# Acsi card / book



## FranknJan (Dec 18, 2007)

Hi all. Just a thought. Is it possible to purchase just the card. It seems that the handbook doesn't change too much. Or am I just a tight a##e.
Frank



site admin note - split out from specific thread


----------



## Mike48 (May 1, 2005)

*Re: <a href=http://www.outdoorbits.com/acsi-campingcard-u*



FranknJan said:


> Hi all. Just a thought. Is it possible to purchase just the card. It seems that the handbook doesn't change too much. Or am I just a tight a##e.
> Frank
> 
> site admin note - split out from specific thread


The camping card book changes a lot. Last year it was two books and this year even more sites will probably be added.

And no you can't just buy the car


----------



## mikebeaches (Oct 18, 2008)

One of the things that will also change - to some extent - is the validity dates for each site. ie when the card can be used.

Mike


----------



## Mrplodd (Mar 4, 2008)

The card is PART of the outer cover of the book. 

For the saving it offers I am of the opinion you are indeed a (very) tight a**e :roll: by trying to get it even cheaper (p.s. who is cheapest for this years, Amazon were less than Vicarious last year)


----------



## rogerblack (May 1, 2005)

As has been said, the card is a tear-out section from inside the front cover of one of the two books so is integral. The two books contain different countries, don't forget to take both books or at least tear out the card first, if you're only visiting the countries in the book that doesn't include the card!
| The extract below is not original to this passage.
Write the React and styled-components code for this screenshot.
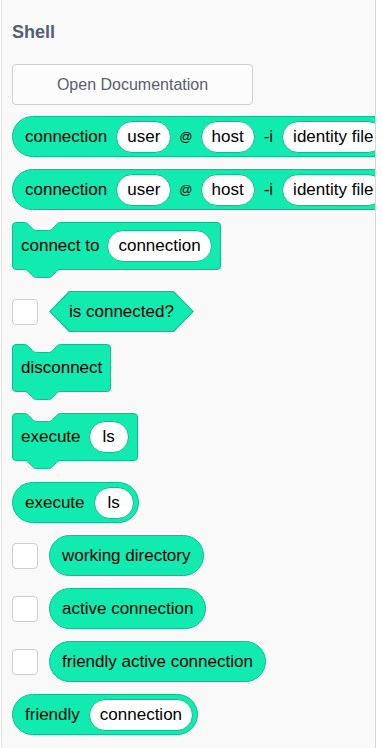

I find it best to order online direct from ACSI as you can also order a free ID card/Camping Carnet.

This year we also bought the ACSI Campsite Guide DVD as well as the book, since this has all the ACSI inspected/listed sites as well as those in the discount scheme. For example, in France* there are 884 in the discount scheme but a total of 2351 French* sites in the software

We have this installed on our notebook (once installed, it runs without the dvd). The ability to input a wide range of selection criteria and mapping, with zoom in/out, makes it much easier to use than the book. When travelling towards the end of the season, the selection by opening dates becomes very useful! Also it has (basic) route/direction functions as well as GPS co-ordinates.

http://webshop.acsi.eu/en/camp-site-guide-dvd/acsi-campinggids-dvd-europa-2013.html

However it costs a further €13.95 so you will no doubt consider that a massive extravagance . . .

* including Corsica :roll:


----------



## john1215 (Nov 7, 2012)

Hi all,

My wife and I have been caravanners for more years than we care to admit and are now motorcaravanners. I've never used an ACSI card before and don't know much about it. Am I correct in thinking that the most I will pay on an ACSI listed site abroad is 16 euros per night.
Does this price only apply to low season or is there a discount in high season too. 
I ask this because we have a favourite site in the Charente Maritime, France (Le Logis Du Breille) which we have visited for the last 9 years and in May we pay more than 16 euros.

Regards

John


----------



## trevorf (May 16, 2005)

Hi John

Yes that is pretty much it. The sites are I think 12, 14 or 16 euros but no discounts at all in high season. You need to check the dates on each site for high season as they vary a little.
We stayed on a site in the south of France last year that was 43 euros a night in high season but we payed just 16 the week before  
The cost of the book and card is easily recovered in a weeks touring.



Trevor


----------



## CandA (May 1, 2005)

Wouldn't be without our ACSI card and book for our May and June holidays in Europe. Not only do you get good prices on campsites, you also get information about the standard of the site and the facilities it has. The sites are checked by ACSI, we have met inspectors on sites a number of times.
We tend to buy the DVD every other year.
Happy touring
CandA


----------



## teemyob (Nov 22, 2005)

*apple*



rogerblack said:


> As has been said, the card is a tear-out section from inside the front cover of one of the two books so is integral. The two books contain different countries, don't forget to take both books or at least tear out the card first, if you're only visiting the countries in the book that doesn't include the card!
> 
> I find it best to order online direct from ACSI as you can also order a free ID card/Camping Carnet.
> 
> ...


But Beware, the DVD will not work on Apple or Linux Systems.


----------



## Medallionman (Nov 26, 2005)

Anybody know if they are offering a free Camping Carnet card again this year? That was a saving of £6 last year.
Brian


----------



## safariboy (May 1, 2005)

john1215 said:


> Hi all,
> 
> My wife and I have been caravanners for more years than we care to admit and are now motorcaravanners. I've never used an ACSI Card [MHF Link] before and don't know much about it. Am I correct in thinking that the most I will pay on an ACSI listed site abroad is 16 euros per night.
> Does this price only apply to low season or is there a discount in high season too.
> ...


Their idea of low season can be quite generous. Basically it is when the site thinks it won't be full. It can start as early as mid August. You just need to look and will often be pleasantly surprised.
It is worth knowing that you always get electricity and at least one shower a day each included.
We have met sites with ACSI and (better) non ACSI pitches but this is unusual.


----------



## Mike48 (May 1, 2005)

Medallionman said:


> Anybody know if they are offering a free Camping Carnet card again this year? That was a saving of £6 last year.
> Brian


No. Last year was an introductory offer but this year it's half price renewable online. If you were a member last year you will receive an e mail from ACSI.


----------



## Sgt411 (Dec 17, 2008)

Just renewed my ACSI Camping Discount Card for 11.95 Euros, including postage (with 1 Euro discount for being an existing customer) and the ACSI Club ID Card for 2.45 Euros (half price for being an existing customer). Did it on-line with a delivery time of 10 days.

Keith


----------